## begin DATA PROVIDED
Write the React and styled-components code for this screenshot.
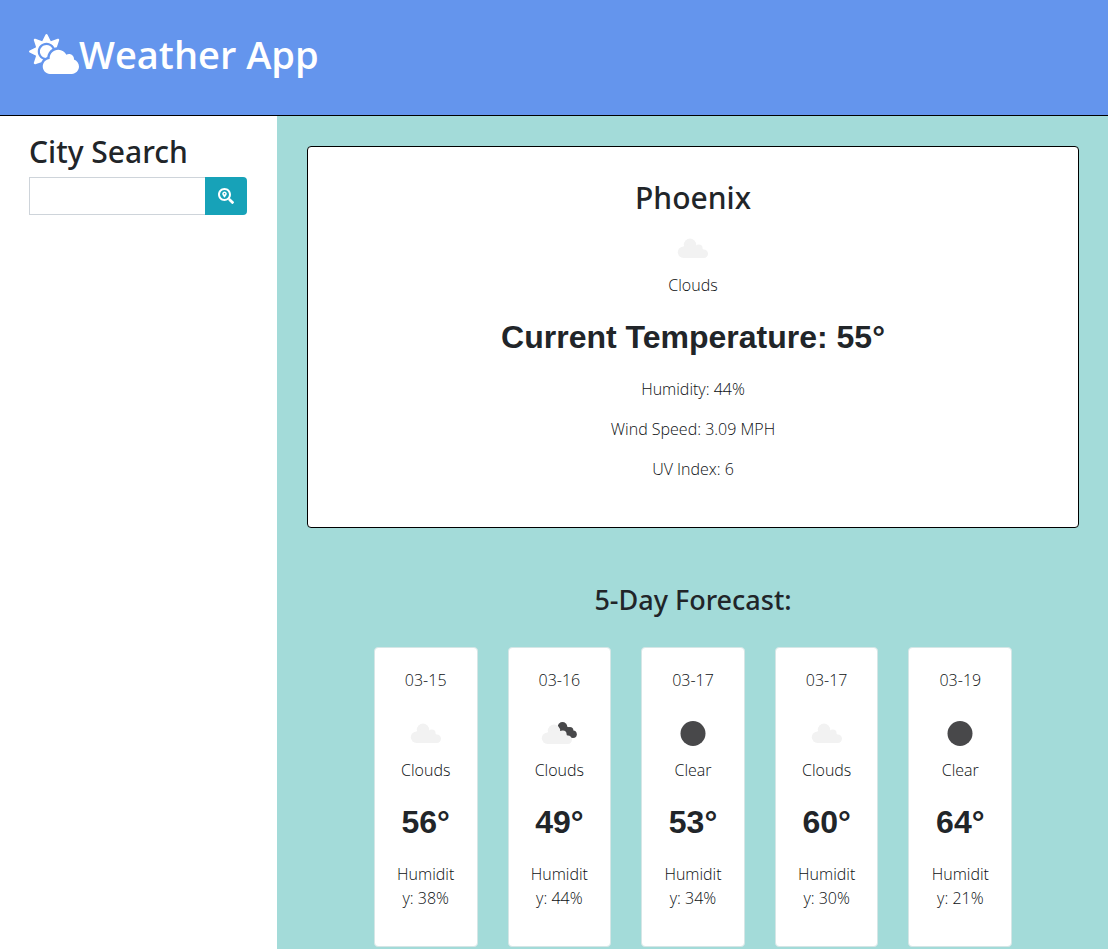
import React from "react";
import styled, { createGlobalStyle } from "styled-components";
import { FaCloudSun, FaSearchLocation } from "react-icons/fa";

const GlobalStyle = createGlobalStyle`
  *, *::before, *::after { box-sizing: border-box; }
  body {
    margin: 0;
    font-family: "Open Sans", "Noto Sans", sans-serif;
    font-size: 16px;
    font-weight: 300;
    line-height: 24px;
    color: #212529;
    background: #fff;
  }
  h1, h2, h3, p { margin: 0; }
`;

const Page = styled.div`
  min-height: 100vh;
  display: flex;
  flex-direction: column;
`;

const Header = styled.header`
  padding: 30px 29px 37px;
  background: #6495ed;
  border-bottom: 1px solid #000;
`;

const Title = styled.h1`
  display: flex;
  align-items: center;
  color: #fff;
  font-size: 38px;
  font-weight: 600;
  line-height: 48px;

  svg {
    width: 50px;
    height: 40px;
  }
`;

const Columns = styled.div`
  flex: 1;
  display: flex;
`;

const Sidebar = styled.aside`
  flex: 0 0 25%;
  min-width: 0;
  padding: 15px 30px 0 29px;
`;

const Heading = styled.h2`
  display: block;
  margin-bottom: 4px;
  font-family: "Noto Sans", "Open Sans", sans-serif;
  font-size: 30px;
  font-weight: 500;
  line-height: 42px;
`;

const SearchForm = styled.form`
  display: flex;
  height: 38px;
`;

const SearchInput = styled.input`
  flex: 1;
  min-width: 0;
  padding: 6px 12px;
  border: 1px solid #ced4da;
  border-right: 0;
  border-radius: 0;
  font: inherit;
  color: #495057;
`;

const SearchButton = styled.button`
  display: flex;
  align-items: center;
  justify-content: center;
  width: 42px;
  padding: 0;
  border: 0;
  border-radius: 0 4px 4px 0;
  background: #17a2b8;
  color: #fff;
  font-size: 16px;
`;

const Main = styled.main`
  flex: 1;
  min-width: 0;
  padding: 30px 29px 0 30px;
  background: #a3dbd9;
`;

const Card = styled.section`
  background: #fff;
  border-radius: 4px;
  text-align: center;
`;

const CurrentCard = styled(Card)`
  padding: 30px;
  border: 1px solid #000;
`;

const DayCard = styled(Card)`
  padding: 20px;
  border: 1px solid #d5e6e6;
  overflow-wrap: anywhere;
`;

const Text = styled.p`
  margin-bottom: 16px;
  color: #0c0f12;
`;

const Temperature = styled.p`
  margin-bottom: 16px;
  font-family: "Liberation Sans", Arial, sans-serif;
  font-size: 32px;
  font-weight: 700;
  line-height: 48px;
`;

const Icon = styled.svg`
  display: block;
  width: 50px;
  height: 50px;
  margin: 0 auto;
`;

const ForecastTitle = styled.h3`
  margin: 55px 0 30px;
  font-family: "Noto Sans", "Open Sans", sans-serif;
  font-size: 27px;
  font-weight: 500;
  line-height: 34px;
  text-align: center;
`;

const DayRow = styled.div`
  display: flex;
  justify-content: center;
  margin: 0 -15px;
`;

const DayColumn = styled.div`
  flex: 0 0 calc(100% / 6);
  min-width: 0;
  padding: 0 15px;
`;

function WeatherIcon({ kind }) {
  return (
    <Icon viewBox="0 0 50 50" aria-hidden="true">
      {kind === "clear" && <circle cx="25" cy="25.5" r="12.5" fill="#48484a" />}
      {kind === "broken" && (
        <g fill="#48484a">
          <circle cx="28.5" cy="18.8" r="4.8" />
          <circle cx="32.5" cy="22.5" r="3.8" />
          <circle cx="35.8" cy="22.5" r="3.6" />
          <circle cx="39" cy="26.2" r="3.8" />
          <circle cx="35.5" cy="26.5" r="3.8" />
        </g>
      )}
      {kind !== "clear" && (
        <g
          fill="#f2f2f2"
          transform={kind === "broken" ? "translate(-2 1)" : undefined}
        >
          <circle cx="22" cy="21.8" r="6.2" />
          <circle cx="30.8" cy="25.2" r="3.8" />
          <circle cx="15.5" cy="29.2" r="5.7" />
          <circle cx="35.8" cy="30.7" r="4.2" />
          <path d="M15.5 34.9H35.8V27L31 23.5L22 21L15.5 23.5Z" />
        </g>
      )}
    </Icon>
  );
}

const days = [
  { date: "03-15", icon: "clouds", sky: "Clouds", temp: 56, humidity: 38 },
  { date: "03-16", icon: "broken", sky: "Clouds", temp: 49, humidity: 44 },
  { date: "03-17", icon: "clear", sky: "Clear", temp: 53, humidity: 34 },
  { date: "03-17", icon: "clouds", sky: "Clouds", temp: 60, humidity: 30 },
  { date: "03-19", icon: "clear", sky: "Clear", temp: 64, humidity: 21 },
];

export default function App() {
  return (
    <>
      <GlobalStyle />
      <Page>
        <Header>
          <Title>
            <FaCloudSun aria-hidden="true" />
            Weather App
          </Title>
        </Header>
        <Columns>
          <Sidebar>
            <Heading as="label" htmlFor="city">
              City Search
            </Heading>
            <SearchForm onSubmit={(event) => event.preventDefault()}>
              <SearchInput id="city" type="text" />
              <SearchButton type="submit" aria-label="Search">
                <FaSearchLocation />
              </SearchButton>
            </SearchForm>
          </Sidebar>
          <Main>
            <CurrentCard>
              <Heading>Phoenix</Heading>
              <WeatherIcon kind="clouds" />
              <Text>Clouds</Text>
              <Temperature>Current Temperature: 55°</Temperature>
              <Text>Humidity: 44%</Text>
              <Text>Wind Speed: 3.09 MPH</Text>
              <Text>UV Index: 6</Text>
            </CurrentCard>
            <ForecastTitle>5-Day Forecast:</ForecastTitle>
            <DayRow>
              {days.map((day, index) => (
                <DayColumn key={index}>
                  <DayCard>
                    <Text>{day.date}</Text>
                    <WeatherIcon kind={day.icon} />
                    <Text>{day.sky}</Text>
                    <Temperature>{day.temp}°</Temperature>
                    <Text>{`Humidity: ${day.humidity}%`}</Text>
                  </DayCard>
                </DayColumn>
              ))}
            </DayRow>
          </Main>
        </Columns>
      </Page>
    </>
  );
}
## end DATA PROVIDED
> _TASK STATEMENT_
Take the listing above and restate it word for word, without its pictures.

> _THE RESULT_
Write the React and styled-components code for this screenshot.
import React from "react";
import styled, { createGlobalStyle } from "styled-components";
import { FaCloudSun, FaSearchLocation } from "react-icons/fa";

const GlobalStyle = createGlobalStyle`
  *, *::before, *::after { box-sizing: border-box; }
  body {
    margin: 0;
    font-family: "Open Sans", "Noto Sans", sans-serif;
    font-size: 16px;
    font-weight: 300;
    line-height: 24px;
    color: #212529;
    background: #fff;
  }
  h1, h2, h3, p { margin: 0; }
`;

const Page = styled.div`
  min-height: 100vh;
  display: flex;
  flex-direction: column;
`;

const Header = styled.header`
  padding: 30px 29px 37px;
  background: #6495ed;
  border-bottom: 1px solid #000;
`;

const Title = styled.h1`
  display: flex;
  align-items: center;
  color: #fff;
  font-size: 38px;
  font-weight: 600;
  line-height: 48px;

  svg {
    width: 50px;
    height: 40px;
  }
`;

const Columns = styled.div`
  flex: 1;
  display: flex;
`;

const Sidebar = styled.aside`
  flex: 0 0 25%;
  min-width: 0;
  padding: 15px 30px 0 29px;
`;

const Heading = styled.h2`
  display: block;
  margin-bottom: 4px;
  font-family: "Noto Sans", "Open Sans", sans-serif;
  font-size: 30px;
  font-weight: 500;
  line-height: 42px;
`;

const SearchForm = styled.form`
  display: flex;
  height: 38px;
`;

const SearchInput = styled.input`
  flex: 1;
  min-width: 0;
  padding: 6px 12px;
  border: 1px solid #ced4da;
  border-right: 0;
  border-radius: 0;
  font: inherit;
  color: #495057;
`;

const SearchButton = styled.button`
  display: flex;
  align-items: center;
  justify-content: center;
  width: 42px;
  padding: 0;
  border: 0;
  border-radius: 0 4px 4px 0;
  background: #17a2b8;
  color: #fff;
  font-size: 16px;
`;

const Main = styled.main`
  flex: 1;
  min-width: 0;
  padding: 30px 29px 0 30px;
  background: #a3dbd9;
`;

const Card = styled.section`
  background: #fff;
  border-radius: 4px;
  text-align: center;
`;

const CurrentCard = styled(Card)`
  padding: 30px;
  border: 1px solid #000;
`;

const DayCard = styled(Card)`
  padding: 20px;
  border: 1px solid #d5e6e6;
  overflow-wrap: anywhere;
`;

const Text = styled.p`
  margin-bottom: 16px;
  color: #0c0f12;
`;

const Temperature = styled.p`
  margin-bottom: 16px;
  font-family: "Liberation Sans", Arial, sans-serif;
  font-size: 32px;
  font-weight: 700;
  line-height: 48px;
`;

const Icon = styled.svg`
  display: block;
  width: 50px;
  height: 50px;
  margin: 0 auto;
`;

const ForecastTitle = styled.h3`
  margin: 55px 0 30px;
  font-family: "Noto Sans", "Open Sans", sans-serif;
  font-size: 27px;
  font-weight: 500;
  line-height: 34px;
  text-align: center;
`;

const DayRow = styled.div`
  display: flex;
  justify-content: center;
  margin: 0 -15px;
`;

const DayColumn = styled.div`
  flex: 0 0 calc(100% / 6);
  min-width: 0;
  padding: 0 15px;
`;

function WeatherIcon({ kind }) {
  return (
    <Icon viewBox="0 0 50 50" aria-hidden="true">
      {kind === "clear" && <circle cx="25" cy="25.5" r="12.5" fill="#48484a" />}
      {kind === "broken" && (
        <g fill="#48484a">
          <circle cx="28.5" cy="18.8" r="4.8" />
          <circle cx="32.5" cy="22.5" r="3.8" />
          <circle cx="35.8" cy="22.5" r="3.6" />
          <circle cx="39" cy="26.2" r="3.8" />
          <circle cx="35.5" cy="26.5" r="3.8" />
        </g>
      )}
      {kind !== "clear" && (
        <g
          fill="#f2f2f2"
          transform={kind === "broken" ? "translate(-2 1)" : undefined}
        >
          <circle cx="22" cy="21.8" r="6.2" />
          <circle cx="30.8" cy="25.2" r="3.8" />
          <circle cx="15.5" cy="29.2" r="5.7" />
          <circle cx="35.8" cy="30.7" r="4.2" />
          <path d="M15.5 34.9H35.8V27L31 23.5L22 21L15.5 23.5Z" />
        </g>
      )}
    </Icon>
  );
}

const days = [
  { date: "03-15", icon: "clouds", sky: "Clouds", temp: 56, humidity: 38 },
  { date: "03-16", icon: "broken", sky: "Clouds", temp: 49, humidity: 44 },
  { date: "03-17", icon: "clear", sky: "Clear", temp: 53, humidity: 34 },
  { date: "03-17", icon: "clouds", sky: "Clouds", temp: 60, humidity: 30 },
  { date: "03-19", icon: "clear", sky: "Clear", temp: 64, humidity: 21 },
];

export default function App() {
  return (
    <>
      <GlobalStyle />
      <Page>
        <Header>
          <Title>
            <FaCloudSun aria-hidden="true" />
            Weather App
          </Title>
        </Header>
        <Columns>
          <Sidebar>
            <Heading as="label" htmlFor="city">
              City Search
            </Heading>
            <SearchForm onSubmit={(event) => event.preventDefault()}>
              <SearchInput id="city" type="text" />
              <SearchButton type="submit" aria-label="Search">
                <FaSearchLocation />
              </SearchButton>
            </SearchForm>
          </Sidebar>
          <Main>
            <CurrentCard>
              <Heading>Phoenix</Heading>
              <WeatherIcon kind="clouds" />
              <Text>Clouds</Text>
              <Temperature>Current Temperature: 55°</Temperature>
              <Text>Humidity: 44%</Text>
              <Text>Wind Speed: 3.09 MPH</Text>
              <Text>UV Index: 6</Text>
            </CurrentCard>
            <ForecastTitle>5-Day Forecast:</ForecastTitle>
            <DayRow>
              {days.map((day, index) => (
                <DayColumn key={index}>
                  <DayCard>
                    <Text>{day.date}</Text>
                    <WeatherIcon kind={day.icon} />
                    <Text>{day.sky}</Text>
                    <Temperature>{day.temp}°</Temperature>
                    <Text>{`Humidity: ${day.humidity}%`}</Text>
                  </DayCard>
                </DayColumn>
              ))}
            </DayRow>
          </Main>
        </Columns>
      </Page>
    </>
  );
}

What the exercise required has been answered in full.